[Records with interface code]
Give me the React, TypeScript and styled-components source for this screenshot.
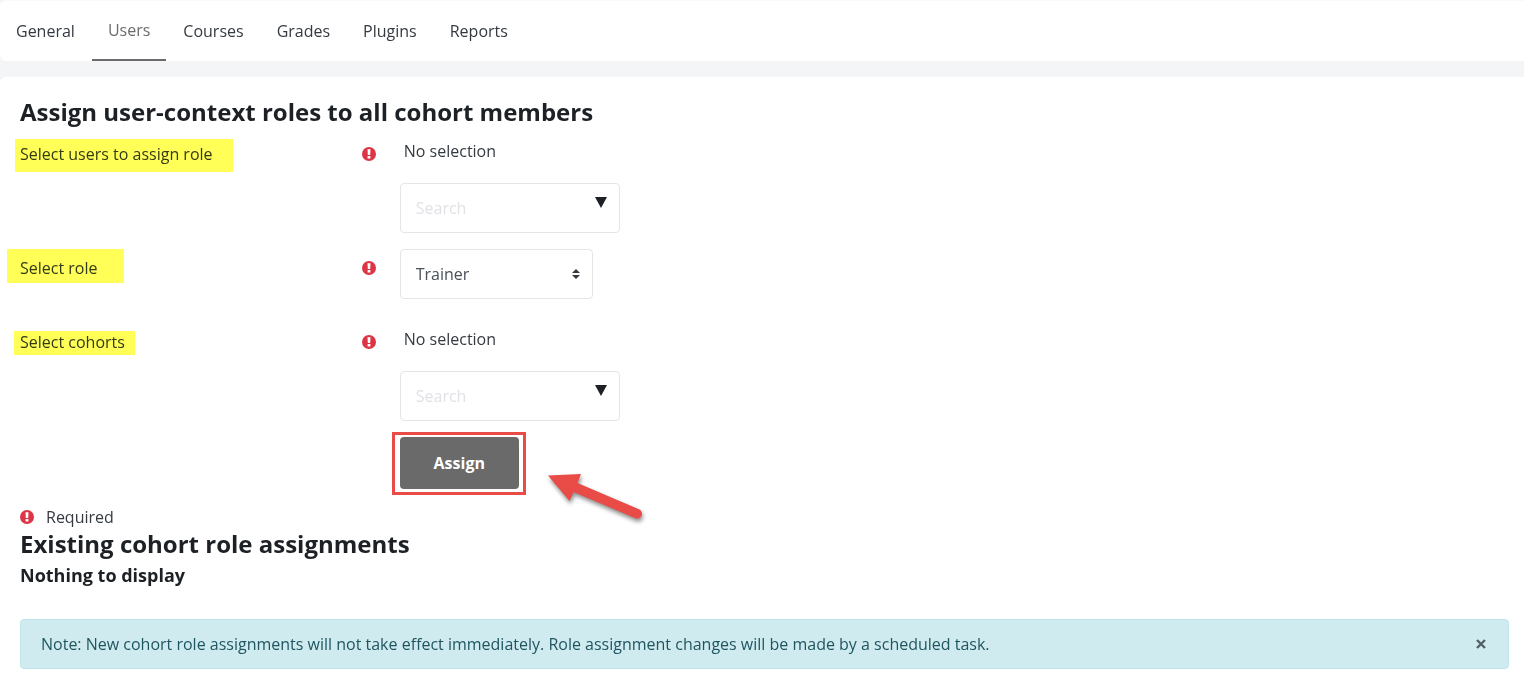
import React from "react";
import styled, { createGlobalStyle } from "styled-components";

const GlobalStyle = createGlobalStyle`
  *, *::before, *::after { box-sizing: border-box; }
  body {
    margin: 0;
    background: #f4f5f7;
    color: #343a40;
    font-family: "Open Sans", "Noto Sans", sans-serif;
    font-size: 16px;
    line-height: 24px;
  }
  button, input, select { font: inherit; margin: 0; }
`;

const Page = styled.div`
  display: flex;
  flex-direction: column;
  gap: 16px;
  min-height: 100vh;
`;

const TabBar = styled.nav`
  display: flex;
  gap: 1px;
  height: 61px;
  background: #fff;
  border-top: 1px solid #fafafb;
  border-radius: 6px 0 0 6px;
`;

const Tab = styled.a<{ $active?: boolean }>`
  display: flex;
  align-items: center;
  padding: 0 16px;
  color: ${(p) => (p.$active ? "#6c6a6d" : "#343a40")};
  border-bottom: ${(p) => (p.$active ? "2px solid #6c6a6d" : "0")};
  text-decoration: none;
`;

const Panel = styled.main`
  flex: 1;
  padding: 20px 15px 14px 20px;
  background: #fff;
  border-radius: 6px 0 0 0;
`;

const Title = styled.h2`
  margin: 0;
  color: #1d2125;
  font-size: 24px;
  line-height: 30px;
  font-weight: 700;
`;

const Subtitle = styled.h3`
  margin: 4px 0 32px;
  color: #1d2125;
  font-size: 18px;
  line-height: 24px;
  font-weight: 700;
`;

const Form = styled.form`
  padding-top: 12px;
`;

const Row = styled.div<{ $gap: number }>`
  display: grid;
  grid-template-columns: 25% 75%;
  margin: 0 -15px ${(p) => p.$gap}px;
`;

const LabelCell = styled.div<{ $top: number }>`
  display: flex;
  justify-content: space-between;
  align-items: flex-start;
  padding: ${(p) => p.$top}px 9px 0 15px;
`;

const FieldLabel = styled.label`
  position: relative;
`;

const Marker = styled.span<{ $inset: string }>`
  position: absolute;
  inset: ${(p) => p.$inset};
  background: #ffff57;
  mix-blend-mode: multiply;
  pointer-events: none;
`;

const FieldCell = styled.div`
  padding: 0 15px;
`;

const Selection = styled.div`
  margin-bottom: 20px;
  padding: 0 4px;
`;

const Control = styled.div<{ $width: number }>`
  position: relative;
  width: ${(p) => p.$width}px;
  max-width: 100%;
`;

const SearchInput = styled.input`
  display: block;
  width: 100%;
  height: 50px;
  padding: 0 40px 0 15px;
  color: #495057;
  background: #fff;
  border: 1px solid #e4e5e8;
  border-radius: 4px;
  &::placeholder { color: #e1e2e6; opacity: 1; }
`;

const RoleSelect = styled.select`
  display: block;
  width: 100%;
  height: 50px;
  padding: 0 32px 0 15px;
  color: #495057;
  background: #fff;
  border: 1px solid #e4e5e8;
  border-radius: 4px;
  appearance: none;
`;

const Indicator = styled.svg<{ $top: number }>`
  position: absolute;
  top: ${(p) => p.$top}px;
  right: 13px;
  pointer-events: none;
`;

const Framed = styled.div`
  position: relative;
  width: max-content;
`;

const Frame = styled.span`
  position: absolute;
  inset: -5px -7px -6px -8px;
  border: 3px solid #e94b46;
  pointer-events: none;
`;

const Pointer = styled.svg`
  position: absolute;
  left: 144px;
  top: 32px;
  overflow: visible;
  filter: drop-shadow(1px 3px 2px rgba(0, 0, 0, 0.45));
  pointer-events: none;
`;

const AssignButton = styled.button`
  display: block;
  width: 119px;
  height: 52px;
  padding: 0;
  color: #fff;
  background: #6a6a6a;
  border: 0;
  border-radius: 4px;
  font-weight: 700;
`;

const Required = styled.div`
  display: flex;
  align-items: center;
  gap: 12px;
`;

const RequiredMark = styled.svg<{ $inLabel?: boolean }>`
  flex: none;
  margin-top: ${(p) => (p.$inLabel ? 5 : 0)}px;
`;

const Alert = styled.div`
  display: flex;
  align-items: center;
  justify-content: space-between;
  min-height: 50px;
  padding: 0 20px;
  color: #1f5560;
  background: #d0ebef;
  border: 1px solid #bee5eb;
  border-radius: 4px;
`;

const CloseButton = styled.button`
  display: flex;
  padding: 2px;
  color: #536165;
  background: none;
  border: 0;
`;

function RequiredIcon({ inLabel }: { inLabel?: boolean }) {
  return (
    <RequiredMark $inLabel={inLabel} width="14" height="14" viewBox="0 0 14 14" role="img" aria-label="Required">
      <circle cx="7" cy="7" r="7" fill="#dc3545" />
      <path d="M5.5 2.2h3l-.3 5.9H5.8zM5.6 9.1h2.8v2.5H5.6z" fill="#fff" />
    </RequiredMark>
  );
}

function SearchField({ id }: { id: string }) {
  return (
    <>
      <Selection>No selection</Selection>
      <Control $width={220}>
        <SearchInput id={id} type="text" placeholder="Search" />
        <Indicator $top={14} width="12" height="11" viewBox="0 0 12 11" aria-hidden="true">
          <path d="M0 0h12L6 11z" fill="#1d2125" />
        </Indicator>
      </Control>
    </>
  );
}

interface FieldProps {
  id: string;
  label: string;
  top: number;
  gap: number;
  marker: string;
  children: React.ReactNode;
}

function Field({ id, label, top, gap, marker, children }: FieldProps) {
  return (
    <Row $gap={gap}>
      <LabelCell $top={top}>
        <FieldLabel htmlFor={id}>
          {label}
          <Marker $inset={marker} />
        </FieldLabel>
        <RequiredIcon inLabel />
      </LabelCell>
      <FieldCell>{children}</FieldCell>
    </Row>
  );
}

const tabs = ["General", "Users", "Courses", "Grades", "Plugins", "Reports"];

export default function App() {
  return (
    <>
      <GlobalStyle />
      <Page>
        <TabBar>
          {tabs.map((tab) => (
            <Tab key={tab} href="#" $active={tab === "Users"}>
              {tab}
            </Tab>
          ))}
        </TabBar>
        <Panel>
          <Title>Assign user-context roles to all cohort members</Title>
          <Form onSubmit={(e) => e.preventDefault()}>
            <Field id="users" label="Select users to assign role" top={3} gap={16} marker="-3px -20px -6px -5px">
              <SearchField id="users" />
            </Field>
            <Field id="role" label="Select role" top={7} gap={28} marker="-7px -26px -3px -13px">
              <Control $width={193}>
                <RoleSelect id="role" defaultValue="Trainer">
                  <option>Trainer</option>
                </RoleSelect>
                <Indicator $top={20} width="8" height="10" viewBox="0 0 4 5" aria-hidden="true">
                  <path d="M2 0L0 2h4zm0 5L0 3h4z" fill="#343a40" />
                </Indicator>
              </Control>
            </Field>
            <Field id="cohorts" label="Select cohorts" top={3} gap={16} marker="1px -10px -1px -6px">
              <SearchField id="cohorts" />
            </Field>
            <Row $gap={16}>
              <div />
              <FieldCell>
                <Framed>
                  <AssignButton type="submit">Assign</AssignButton>
                  <Frame />
                  <Pointer width="100" height="56" viewBox="545 469 100 56" aria-hidden="true">
                    <path
                      d="M549 475.5L582 474L578.5 483L640 509.3A4.8 4.8 0 0 1 636.4 518.2L574.5 492L570.5 501Z"
                      fill="#e94b46"
                    />
                  </Pointer>
                </Framed>
              </FieldCell>
            </Row>
          </Form>
          <Required>
            <RequiredIcon />
            <span>Required</span>
          </Required>
          <Title>Existing cohort role assignments</Title>
          <Subtitle>Nothing to display</Subtitle>
          <Alert role="alert">
            <span>
              Note: New cohort role assignments will not take effect immediately. Role assignment changes will be made
              by a scheduled task.
            </span>
            <CloseButton type="button" aria-label="Dismiss">
              <svg width="10" height="10" viewBox="0 0 10 10" aria-hidden="true">
                <path d="M1 1l8 8M9 1l-8 8" stroke="currentColor" strokeWidth="2.4" />
              </svg>
            </CloseButton>
          </Alert>
        </Panel>
      </Page>
    </>
  );
}
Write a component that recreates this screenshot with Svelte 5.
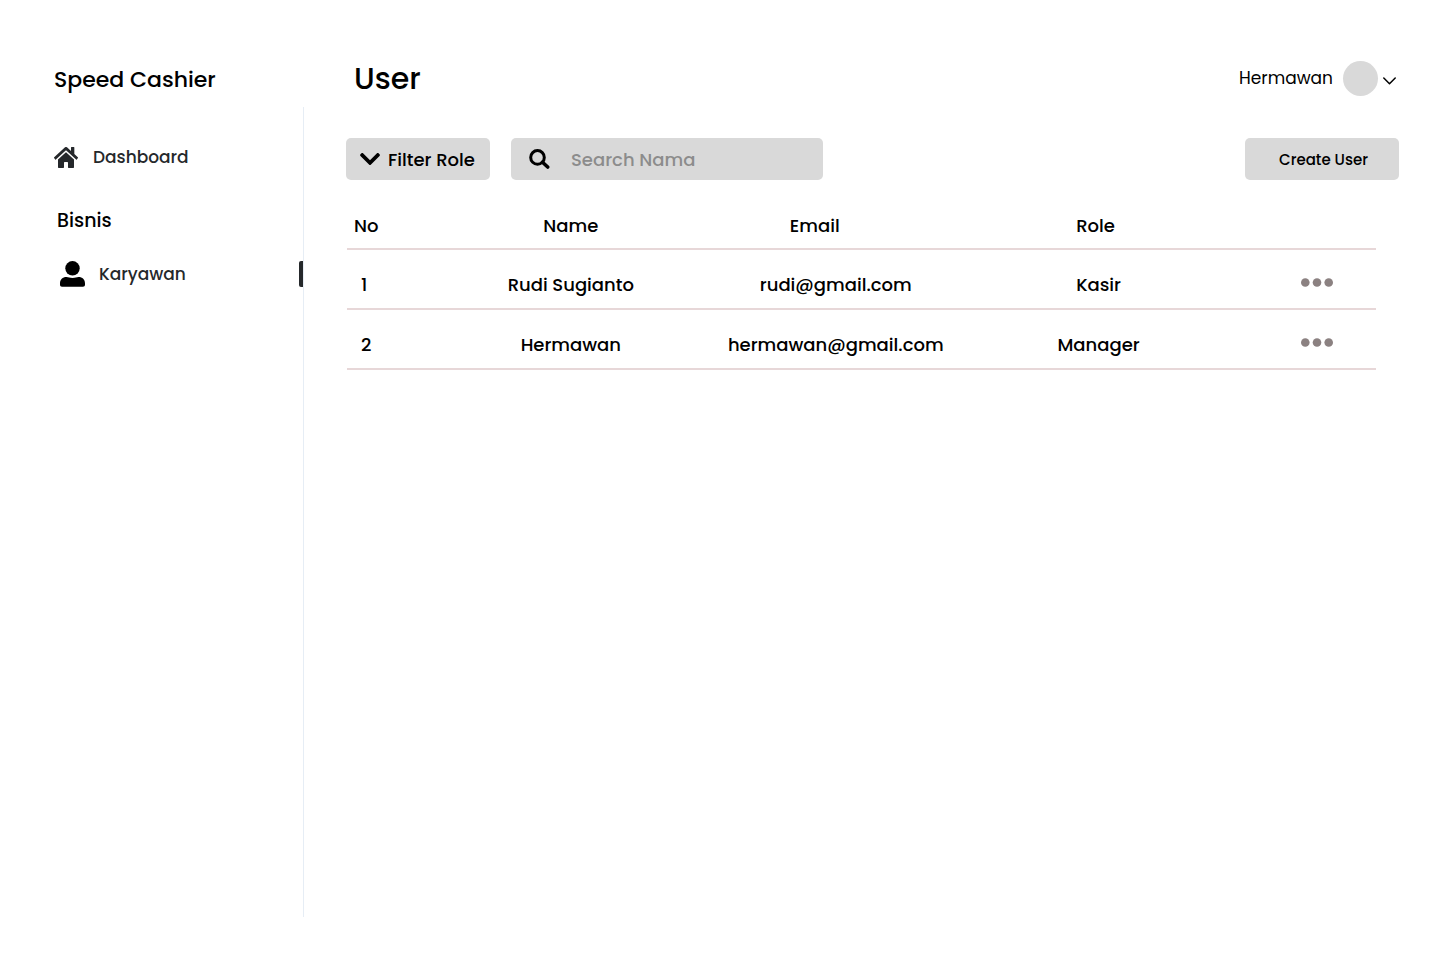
<script>
  const users = [
    { no: 1, name: 'Rudi Sugianto', email: 'rudi@gmail.com', role: 'Kasir' },
    { no: 2, name: 'Hermawan', email: 'hermawan@gmail.com', role: 'Manager' },
  ];
  let query = $state('');
  const shown = $derived(users.filter((u) => u.name.toLowerCase().includes(query.toLowerCase())));
</script>

<div class="app">
  <aside>
    <p class="brand">Speed Cashier</p>
    <nav aria-label="Main">
      <a class="home" href="#dashboard">
        <svg width="24" height="21" viewBox="0 32 576 448" preserveAspectRatio="none" fill="currentColor" aria-hidden="true">
          <path d="M280.370 148.260L96 300.110V464a16 16 0 0 0 16 16l112.060-.29a16 16 0 0 0 15.920-16V368a16 16 0 0 1 16-16h64a16 16 0 0 1 16 16v95.640a16 16 0 0 0 16 16.050L464 480a16 16 0 0 0 16-16V300L295.670 148.260a12.190 12.190 0 0 0-15.300 0zM571.600 251.470L488 182.560V44.050a12 12 0 0 0-12-12h-56a12 12 0 0 0-12 12v72.610L318.470 43a48 48 0 0 0-61 0L4.340 251.470a12 12 0 0 0-1.600 16.900l25.500 31A12 12 0 0 0 45.150 301l235.220-193.740a12.190 12.190 0 0 1 15.300 0L530.900 301a12 12 0 0 0 16.900-1.600l25.500-31a12 12 0 0 0-1.700-16.930z" />
        </svg>
        <span>Dashboard</span>
      </a>
      <h2>Bisnis</h2>
      <a class="staff" href="#karyawan" aria-current="page">
        <svg width="25" height="26" viewBox="0 0 25 26" aria-hidden="true">
          <circle cx="12.500" cy="7.300" r="7.200" fill="#000" />
          <path d="M0 22.500C0 18.500 2.500 16 6.500 16c2 0 3 1 6 1s4-1 6-1c4 0 6.500 2.500 6.500 6.500v1.200c0 1.300-.8 2-2 2H2c-1.200 0-2-.7-2-2z" fill="#000" />
        </svg>
        <span>Karyawan</span>
      </a>
    </nav>
  </aside>

  <main>
    <header>
      <h1>User</h1>
      <button class="account" type="button">
        <span>Hermawan</span>
        <span class="avatar"></span>
        <svg width="13" height="8" viewBox="0 0 13 8" aria-hidden="true">
          <path d="M.8 1 6.500 6.700 12.200 1" fill="none" stroke="#000" stroke-width="1.500" stroke-linecap="round" stroke-linejoin="round" />
        </svg>
      </button>
    </header>

    <div class="toolbar">
      <button class="filter" type="button">
        <svg width="20" height="12" viewBox="5 123 438 266" aria-hidden="true">
          <path d="M207.029 381.476L12.686 187.132c-9.373-9.373-9.373-24.569 0-33.941l22.667-22.667c9.357-9.357 24.522-9.375 33.901-.04L224 284.505l154.745-154.021c9.379-9.335 24.544-9.317 33.901.04l22.667 22.667c9.373 9.373 9.373 24.569 0 33.941L240.971 381.476c-9.373 9.372-24.569 9.372-33.942 0z" />
        </svg>
        Filter Role
      </button>
      <label class="search">
        <svg width="21" height="20" viewBox="0 0 21 20" aria-hidden="true">
          <circle cx="8.500" cy="8.400" r="6.800" fill="none" stroke="#000" stroke-width="3" />
          <path d="M13.500 13.200 18.700 18" stroke="#000" stroke-width="3.600" stroke-linecap="round" />
        </svg>
        <input type="search" placeholder="Search Nama" aria-label="Search Nama" bind:value={query} />
      </label>
      <button class="create" type="button">Create User</button>
    </div>

    <div class="list">
      <table>
        <colgroup>
          <col class="c-no" /><col class="c-name" /><col class="c-email" /><col class="c-role" /><col />
        </colgroup>
        <thead>
          <tr>
            <th class="no" scope="col">No</th>
            <th scope="col">Name</th>
            <th class="email" scope="col">Email</th>
            <th scope="col">Role</th>
            <td></td>
          </tr>
        </thead>
        <tbody>
          {#each shown as user (user.no)}
            <tr>
              <td class="no">{user.no}</td>
              <td>{user.name}</td>
              <td>{user.email}</td>
              <td class="role">{user.role}</td>
              <td class="actions">
                <button type="button" aria-label="Actions for {user.name}">
                  <svg width="32" height="9" viewBox="0 0 32 9" fill="#8b8181" aria-hidden="true">
                    <circle cx="4.300" cy="4.500" r="4.300" />
                    <circle cx="16" cy="4.500" r="4.300" />
                    <circle cx="27.700" cy="4.500" r="4.300" />
                  </svg>
                </button>
              </td>
            </tr>
          {/each}
        </tbody>
      </table>
    </div>
  </main>
</div>

<style>
  :global(body) {
    margin: 0;
    background: #fff;
  }
  .app {
    display: grid;
    grid-template-columns: 304px 1fr;
    min-height: 100vh;
    box-sizing: border-box;
    padding: 56px 0 43px;
    font: 500 18px/27px Poppins, Inter, sans-serif;
    color: #000;
  }
  button,
  input {
    font: inherit;
    color: inherit;
    border: 0;
    margin: 0;
    padding: 0;
    background: none;
  }
  button {
    cursor: pointer;
  }
  svg {
    display: block;
    flex: none;
  }
  aside {
    display: flex;
    flex-direction: column;
  }
  .brand {
    margin: 0;
    padding: 8px 0 11px 54px;
    font-size: 22px;
    line-height: 32px;
  }
  nav {
    flex: 1;
    padding-top: 37px;
    border-right: 1px solid #e6edf5;
  }
  nav a {
    display: flex;
    align-items: center;
    color: #25282b;
    font-size: 17px;
    line-height: 26px;
    text-decoration: none;
  }
  .home {
    gap: 15px;
    padding-left: 54px;
  }
  h2 {
    margin: 37px 0 26px;
    padding-left: 57px;
    font-size: 19px;
    font-weight: 500;
    line-height: 28px;
  }
  .staff {
    gap: 14px;
    padding-left: 60px;
  }
  .staff::after {
    content: '';
    width: 4px;
    height: 26px;
    margin-left: auto;
    border-radius: 2px 0 0 2px;
    background: #25282b;
  }
  main {
    padding: 0 41px 0 42px;
  }
  header {
    display: flex;
    align-items: center;
    justify-content: space-between;
    height: 45px;
    padding: 0 3px 0 8px;
  }
  h1 {
    margin: 0;
    font-size: 30px;
    font-weight: 500;
    line-height: 45px;
  }
  .account {
    display: flex;
    align-items: center;
    font-size: 17px;
    font-weight: 400;
  }
  .account svg {
    margin-top: 4px;
  }
  .avatar {
    width: 35px;
    height: 35px;
    margin: 0 5px 0 10px;
    border-radius: 50%;
    background: #d9d9d9;
  }
  .toolbar {
    display: flex;
    align-items: center;
    gap: 21px;
    margin-top: 37px;
  }
  .filter,
  .search,
  .create {
    display: flex;
    align-items: center;
    box-sizing: border-box;
    height: 42px;
    border-radius: 5px;
    background: #d9d9d9;
  }
  .filter {
    width: 144px;
    gap: 8px;
    padding-left: 14px;
    white-space: nowrap;
  }
  .search {
    width: 312px;
    gap: 21px;
    padding: 0 18px;
  }
  .search input {
    flex: 1;
    min-width: 0;
    outline: none;
    appearance: none;
  }
  .search input::placeholder {
    color: #8c8c8c;
    opacity: 1;
  }
  .create {
    justify-content: center;
    width: 154px;
    margin-left: auto;
    padding-left: 3px;
    font-size: 15px;
  }
  .list {
    margin: 32px 23px 0 1px;
  }
  table {
    width: 100%;
    table-layout: fixed;
    border-collapse: separate;
    border-spacing: 0;
    text-align: center;
  }
  .c-no {
    width: 9%;
  }
  .c-name {
    width: 25.5%;
  }
  .c-email {
    width: 26%;
  }
  .c-role {
    width: 24.5%;
  }
  th,
  td {
    padding: 21px 0 10px;
    border-bottom: 2px solid #e7d7d8;
    font-weight: 500;
  }
  thead th,
  thead td {
    padding: 0 0 9px;
  }
  .no {
    padding-left: 14px;
    text-align: left;
  }
  thead .no {
    padding-left: 7px;
  }
  thead .email {
    padding-right: 42px;
  }
  .role {
    padding-left: 6px;
  }
  .actions {
    padding: 16px 0 12px 36px;
  }
  .actions button {
    display: inline-block;
    vertical-align: middle;
  }
</style>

#### [What is needed]
From the data, list each line in which the string "screenshot" appears.

#### [Task response]
Give me the React, TypeScript and styled-components source for this screenshot.
Write a component that recreates this screenshot with Svelte 5.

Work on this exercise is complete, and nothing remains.